§ Problem to work on: Copy each line of the records that contains the word "styles".

----------------------------------------

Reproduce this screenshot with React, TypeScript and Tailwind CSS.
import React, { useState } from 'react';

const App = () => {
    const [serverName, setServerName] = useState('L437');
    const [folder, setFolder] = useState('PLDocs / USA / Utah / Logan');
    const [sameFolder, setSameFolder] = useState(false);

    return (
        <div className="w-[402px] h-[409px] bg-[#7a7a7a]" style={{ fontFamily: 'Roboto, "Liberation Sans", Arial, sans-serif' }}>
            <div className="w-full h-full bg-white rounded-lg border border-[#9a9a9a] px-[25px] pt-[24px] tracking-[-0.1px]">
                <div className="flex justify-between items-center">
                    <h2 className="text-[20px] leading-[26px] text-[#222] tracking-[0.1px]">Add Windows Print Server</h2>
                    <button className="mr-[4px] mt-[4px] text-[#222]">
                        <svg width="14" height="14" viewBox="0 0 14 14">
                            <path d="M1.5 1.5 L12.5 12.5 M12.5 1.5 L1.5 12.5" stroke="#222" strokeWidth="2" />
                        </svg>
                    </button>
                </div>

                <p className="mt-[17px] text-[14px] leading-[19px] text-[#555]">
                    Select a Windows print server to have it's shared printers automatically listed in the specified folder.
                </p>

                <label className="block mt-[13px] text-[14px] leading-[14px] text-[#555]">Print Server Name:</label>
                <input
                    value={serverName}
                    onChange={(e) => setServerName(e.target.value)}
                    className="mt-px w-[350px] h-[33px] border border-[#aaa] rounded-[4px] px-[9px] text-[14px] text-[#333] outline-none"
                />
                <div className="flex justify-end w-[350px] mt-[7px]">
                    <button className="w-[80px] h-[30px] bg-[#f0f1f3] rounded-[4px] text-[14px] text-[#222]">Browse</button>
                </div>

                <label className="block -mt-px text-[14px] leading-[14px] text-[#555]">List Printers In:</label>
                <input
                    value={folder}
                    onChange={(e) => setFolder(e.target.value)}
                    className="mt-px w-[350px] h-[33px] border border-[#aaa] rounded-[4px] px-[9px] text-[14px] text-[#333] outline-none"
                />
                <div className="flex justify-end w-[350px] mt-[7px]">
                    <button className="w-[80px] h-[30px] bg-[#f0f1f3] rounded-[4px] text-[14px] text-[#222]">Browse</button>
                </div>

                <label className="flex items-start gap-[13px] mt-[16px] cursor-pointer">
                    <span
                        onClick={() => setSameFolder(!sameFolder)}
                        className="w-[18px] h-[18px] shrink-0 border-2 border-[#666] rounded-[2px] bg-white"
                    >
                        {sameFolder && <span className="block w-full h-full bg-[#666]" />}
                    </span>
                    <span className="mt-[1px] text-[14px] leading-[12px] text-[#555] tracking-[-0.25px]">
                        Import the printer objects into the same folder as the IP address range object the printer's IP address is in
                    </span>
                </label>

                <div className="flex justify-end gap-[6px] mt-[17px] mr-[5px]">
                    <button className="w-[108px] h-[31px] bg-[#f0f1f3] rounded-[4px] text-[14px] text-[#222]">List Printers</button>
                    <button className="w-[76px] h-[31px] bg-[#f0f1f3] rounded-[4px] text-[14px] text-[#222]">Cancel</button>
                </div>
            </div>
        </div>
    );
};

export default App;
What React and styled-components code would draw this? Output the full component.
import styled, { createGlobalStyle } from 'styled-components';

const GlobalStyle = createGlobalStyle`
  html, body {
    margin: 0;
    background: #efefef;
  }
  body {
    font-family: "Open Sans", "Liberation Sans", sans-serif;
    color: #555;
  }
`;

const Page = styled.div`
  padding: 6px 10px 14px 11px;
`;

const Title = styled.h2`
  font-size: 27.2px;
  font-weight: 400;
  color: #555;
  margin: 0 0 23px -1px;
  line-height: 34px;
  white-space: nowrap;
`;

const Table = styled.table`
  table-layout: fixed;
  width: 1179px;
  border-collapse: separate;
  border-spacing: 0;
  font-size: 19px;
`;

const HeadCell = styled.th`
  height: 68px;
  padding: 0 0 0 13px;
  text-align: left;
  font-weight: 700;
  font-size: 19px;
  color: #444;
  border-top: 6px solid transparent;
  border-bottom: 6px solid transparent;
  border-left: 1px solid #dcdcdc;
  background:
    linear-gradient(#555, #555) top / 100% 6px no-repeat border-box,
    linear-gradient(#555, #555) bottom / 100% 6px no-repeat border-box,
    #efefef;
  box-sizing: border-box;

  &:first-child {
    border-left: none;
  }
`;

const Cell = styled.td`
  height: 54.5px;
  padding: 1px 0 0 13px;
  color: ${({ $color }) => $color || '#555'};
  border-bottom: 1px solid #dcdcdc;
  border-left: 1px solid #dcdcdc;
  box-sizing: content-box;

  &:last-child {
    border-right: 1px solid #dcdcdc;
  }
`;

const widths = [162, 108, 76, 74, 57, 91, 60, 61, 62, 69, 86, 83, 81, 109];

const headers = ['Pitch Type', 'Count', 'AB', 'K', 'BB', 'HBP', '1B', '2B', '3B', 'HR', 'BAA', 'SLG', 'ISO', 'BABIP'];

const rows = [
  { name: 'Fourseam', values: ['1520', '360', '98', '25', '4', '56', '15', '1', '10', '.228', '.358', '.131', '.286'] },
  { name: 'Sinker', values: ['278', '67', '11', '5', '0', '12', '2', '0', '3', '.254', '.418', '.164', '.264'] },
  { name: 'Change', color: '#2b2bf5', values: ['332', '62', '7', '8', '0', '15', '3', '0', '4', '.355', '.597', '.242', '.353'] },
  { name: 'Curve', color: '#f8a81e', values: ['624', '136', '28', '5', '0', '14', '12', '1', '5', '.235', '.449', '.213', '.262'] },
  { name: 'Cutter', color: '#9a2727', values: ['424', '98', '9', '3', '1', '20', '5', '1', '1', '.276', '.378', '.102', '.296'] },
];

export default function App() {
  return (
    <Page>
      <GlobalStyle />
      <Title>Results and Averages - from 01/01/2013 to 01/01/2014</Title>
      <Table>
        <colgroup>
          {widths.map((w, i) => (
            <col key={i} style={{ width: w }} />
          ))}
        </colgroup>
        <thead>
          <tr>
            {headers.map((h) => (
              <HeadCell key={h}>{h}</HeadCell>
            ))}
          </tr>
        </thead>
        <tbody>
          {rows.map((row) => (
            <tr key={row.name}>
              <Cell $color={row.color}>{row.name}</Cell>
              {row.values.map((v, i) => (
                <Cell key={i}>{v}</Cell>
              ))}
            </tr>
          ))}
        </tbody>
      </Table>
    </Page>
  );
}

----------------------------------------

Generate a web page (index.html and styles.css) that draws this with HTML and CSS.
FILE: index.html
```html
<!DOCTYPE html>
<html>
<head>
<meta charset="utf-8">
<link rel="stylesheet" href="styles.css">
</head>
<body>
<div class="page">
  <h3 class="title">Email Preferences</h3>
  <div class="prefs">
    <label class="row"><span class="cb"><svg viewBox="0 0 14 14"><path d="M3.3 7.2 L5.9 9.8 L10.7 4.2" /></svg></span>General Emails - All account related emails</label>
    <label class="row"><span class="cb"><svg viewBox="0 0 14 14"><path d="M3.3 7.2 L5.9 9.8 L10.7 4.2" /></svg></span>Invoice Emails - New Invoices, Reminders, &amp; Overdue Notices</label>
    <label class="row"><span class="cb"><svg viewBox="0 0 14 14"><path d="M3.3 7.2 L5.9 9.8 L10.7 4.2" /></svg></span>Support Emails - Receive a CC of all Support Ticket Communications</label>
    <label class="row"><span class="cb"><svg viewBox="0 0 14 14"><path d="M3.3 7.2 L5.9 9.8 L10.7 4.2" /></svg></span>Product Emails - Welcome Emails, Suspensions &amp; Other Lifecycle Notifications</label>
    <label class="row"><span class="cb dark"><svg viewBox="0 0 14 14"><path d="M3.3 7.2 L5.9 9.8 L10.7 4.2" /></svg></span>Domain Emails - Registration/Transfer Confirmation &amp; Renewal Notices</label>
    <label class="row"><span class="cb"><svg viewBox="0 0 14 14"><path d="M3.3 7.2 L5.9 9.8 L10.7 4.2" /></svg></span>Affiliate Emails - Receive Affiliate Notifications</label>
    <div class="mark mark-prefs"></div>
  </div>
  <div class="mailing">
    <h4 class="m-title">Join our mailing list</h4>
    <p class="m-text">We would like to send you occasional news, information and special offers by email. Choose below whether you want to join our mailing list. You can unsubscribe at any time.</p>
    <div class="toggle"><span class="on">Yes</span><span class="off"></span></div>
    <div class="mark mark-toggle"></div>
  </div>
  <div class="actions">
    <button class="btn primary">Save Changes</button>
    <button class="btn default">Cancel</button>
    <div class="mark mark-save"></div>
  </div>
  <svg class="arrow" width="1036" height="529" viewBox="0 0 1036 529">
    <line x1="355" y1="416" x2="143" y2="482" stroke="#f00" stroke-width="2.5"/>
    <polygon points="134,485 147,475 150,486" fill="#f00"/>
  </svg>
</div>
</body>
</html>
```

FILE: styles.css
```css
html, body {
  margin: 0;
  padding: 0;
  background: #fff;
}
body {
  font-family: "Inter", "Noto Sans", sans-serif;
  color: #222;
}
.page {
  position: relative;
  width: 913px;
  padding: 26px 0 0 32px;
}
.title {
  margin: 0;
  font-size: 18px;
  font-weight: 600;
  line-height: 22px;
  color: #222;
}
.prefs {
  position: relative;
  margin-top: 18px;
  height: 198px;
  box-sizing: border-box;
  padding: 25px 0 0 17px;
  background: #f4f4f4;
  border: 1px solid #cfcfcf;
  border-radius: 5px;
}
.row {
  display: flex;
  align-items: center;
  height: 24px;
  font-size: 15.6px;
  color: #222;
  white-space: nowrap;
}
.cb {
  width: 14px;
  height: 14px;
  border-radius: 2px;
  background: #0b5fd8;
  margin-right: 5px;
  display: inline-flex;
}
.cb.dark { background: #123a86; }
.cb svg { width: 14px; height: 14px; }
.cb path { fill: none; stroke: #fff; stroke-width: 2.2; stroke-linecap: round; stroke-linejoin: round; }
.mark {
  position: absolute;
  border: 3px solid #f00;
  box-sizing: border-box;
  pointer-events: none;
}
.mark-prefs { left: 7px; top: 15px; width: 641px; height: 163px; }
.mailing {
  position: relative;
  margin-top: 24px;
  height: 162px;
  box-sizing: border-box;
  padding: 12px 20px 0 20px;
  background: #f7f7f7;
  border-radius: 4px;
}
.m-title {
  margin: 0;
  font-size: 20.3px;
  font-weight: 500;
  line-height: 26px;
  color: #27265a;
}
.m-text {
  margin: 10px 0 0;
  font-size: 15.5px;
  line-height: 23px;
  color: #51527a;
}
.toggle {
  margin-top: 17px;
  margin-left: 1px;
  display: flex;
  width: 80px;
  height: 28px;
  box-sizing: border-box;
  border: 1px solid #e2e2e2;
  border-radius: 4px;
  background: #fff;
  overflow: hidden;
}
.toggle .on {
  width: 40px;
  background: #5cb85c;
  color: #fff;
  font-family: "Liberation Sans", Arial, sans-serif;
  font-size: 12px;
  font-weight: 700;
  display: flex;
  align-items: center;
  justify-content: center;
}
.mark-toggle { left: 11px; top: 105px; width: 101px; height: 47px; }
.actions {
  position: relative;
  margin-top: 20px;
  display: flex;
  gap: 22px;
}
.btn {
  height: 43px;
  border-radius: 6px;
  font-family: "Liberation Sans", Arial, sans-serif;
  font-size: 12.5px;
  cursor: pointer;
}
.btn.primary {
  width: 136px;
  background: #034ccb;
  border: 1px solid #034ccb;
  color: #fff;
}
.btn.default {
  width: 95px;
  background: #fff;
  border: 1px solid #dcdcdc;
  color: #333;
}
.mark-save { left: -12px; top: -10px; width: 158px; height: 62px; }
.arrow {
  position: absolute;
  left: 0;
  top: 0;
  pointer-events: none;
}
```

----------------------------------------

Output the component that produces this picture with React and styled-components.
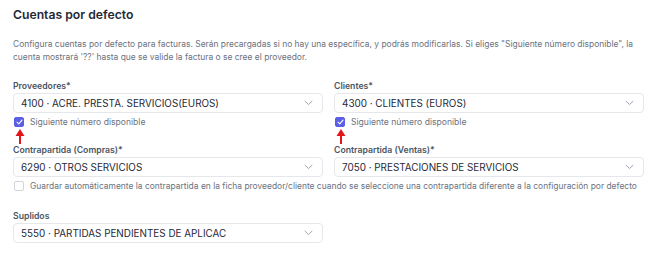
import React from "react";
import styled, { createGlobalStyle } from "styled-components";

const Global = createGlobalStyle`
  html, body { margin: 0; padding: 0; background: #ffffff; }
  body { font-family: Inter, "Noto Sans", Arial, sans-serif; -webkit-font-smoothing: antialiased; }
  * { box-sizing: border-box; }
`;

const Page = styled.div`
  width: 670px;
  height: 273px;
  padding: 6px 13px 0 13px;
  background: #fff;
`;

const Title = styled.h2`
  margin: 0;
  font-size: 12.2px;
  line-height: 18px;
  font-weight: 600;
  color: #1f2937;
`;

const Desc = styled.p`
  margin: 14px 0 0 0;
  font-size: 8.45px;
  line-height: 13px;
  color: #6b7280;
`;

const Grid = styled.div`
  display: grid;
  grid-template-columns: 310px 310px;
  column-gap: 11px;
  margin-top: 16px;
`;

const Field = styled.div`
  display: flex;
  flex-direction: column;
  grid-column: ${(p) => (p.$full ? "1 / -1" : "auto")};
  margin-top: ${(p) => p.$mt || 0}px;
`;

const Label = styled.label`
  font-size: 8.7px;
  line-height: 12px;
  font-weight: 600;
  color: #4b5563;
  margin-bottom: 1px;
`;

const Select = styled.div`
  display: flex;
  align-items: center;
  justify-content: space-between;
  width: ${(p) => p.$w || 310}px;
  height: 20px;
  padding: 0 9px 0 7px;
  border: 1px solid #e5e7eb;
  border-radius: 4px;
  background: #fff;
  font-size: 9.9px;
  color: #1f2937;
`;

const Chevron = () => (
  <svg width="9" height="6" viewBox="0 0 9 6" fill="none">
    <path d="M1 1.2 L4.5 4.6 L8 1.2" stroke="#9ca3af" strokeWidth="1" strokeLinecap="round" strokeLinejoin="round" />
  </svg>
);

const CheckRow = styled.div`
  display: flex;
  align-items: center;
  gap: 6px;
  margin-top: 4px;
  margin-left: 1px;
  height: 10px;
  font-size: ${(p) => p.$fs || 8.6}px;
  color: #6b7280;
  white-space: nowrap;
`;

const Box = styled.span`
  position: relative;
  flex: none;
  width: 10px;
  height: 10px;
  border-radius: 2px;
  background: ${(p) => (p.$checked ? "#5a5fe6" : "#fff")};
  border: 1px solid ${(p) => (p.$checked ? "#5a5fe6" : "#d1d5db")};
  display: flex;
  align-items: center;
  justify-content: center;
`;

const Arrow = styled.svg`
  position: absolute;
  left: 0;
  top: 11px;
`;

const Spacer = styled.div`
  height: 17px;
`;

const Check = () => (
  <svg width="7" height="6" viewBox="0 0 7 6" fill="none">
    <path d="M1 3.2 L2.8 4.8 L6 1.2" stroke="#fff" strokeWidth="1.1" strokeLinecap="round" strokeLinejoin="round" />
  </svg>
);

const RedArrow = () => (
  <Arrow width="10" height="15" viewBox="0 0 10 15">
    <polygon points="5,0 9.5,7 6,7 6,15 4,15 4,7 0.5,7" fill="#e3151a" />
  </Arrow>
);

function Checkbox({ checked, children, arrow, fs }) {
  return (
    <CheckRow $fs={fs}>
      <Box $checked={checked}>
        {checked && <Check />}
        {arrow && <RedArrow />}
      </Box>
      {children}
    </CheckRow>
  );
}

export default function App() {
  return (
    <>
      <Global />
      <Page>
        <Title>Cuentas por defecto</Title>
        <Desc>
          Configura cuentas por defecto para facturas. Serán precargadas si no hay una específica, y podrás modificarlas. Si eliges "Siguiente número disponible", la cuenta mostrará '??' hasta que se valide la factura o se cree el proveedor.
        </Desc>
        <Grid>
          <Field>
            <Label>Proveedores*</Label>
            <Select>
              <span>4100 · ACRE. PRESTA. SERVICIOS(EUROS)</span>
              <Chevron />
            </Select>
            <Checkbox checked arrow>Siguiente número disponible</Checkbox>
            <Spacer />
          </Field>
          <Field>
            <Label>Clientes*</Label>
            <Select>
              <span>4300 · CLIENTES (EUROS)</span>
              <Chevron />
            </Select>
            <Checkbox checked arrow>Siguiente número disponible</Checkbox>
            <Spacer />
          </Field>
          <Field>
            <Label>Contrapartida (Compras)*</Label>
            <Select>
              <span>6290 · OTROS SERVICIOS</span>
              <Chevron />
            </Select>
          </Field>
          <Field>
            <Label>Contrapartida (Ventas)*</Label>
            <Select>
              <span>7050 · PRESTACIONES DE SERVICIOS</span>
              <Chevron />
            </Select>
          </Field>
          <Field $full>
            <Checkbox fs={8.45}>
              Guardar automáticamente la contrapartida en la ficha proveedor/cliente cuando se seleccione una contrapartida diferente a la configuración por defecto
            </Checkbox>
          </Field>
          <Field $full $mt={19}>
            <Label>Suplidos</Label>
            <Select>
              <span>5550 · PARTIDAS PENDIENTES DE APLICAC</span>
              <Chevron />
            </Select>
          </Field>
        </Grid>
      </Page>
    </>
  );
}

----------------------------------------

§ Final result:
Generate a web page (index.html and styles.css) that draws this with HTML and CSS.
<link rel="stylesheet" href="styles.css">
FILE: styles.css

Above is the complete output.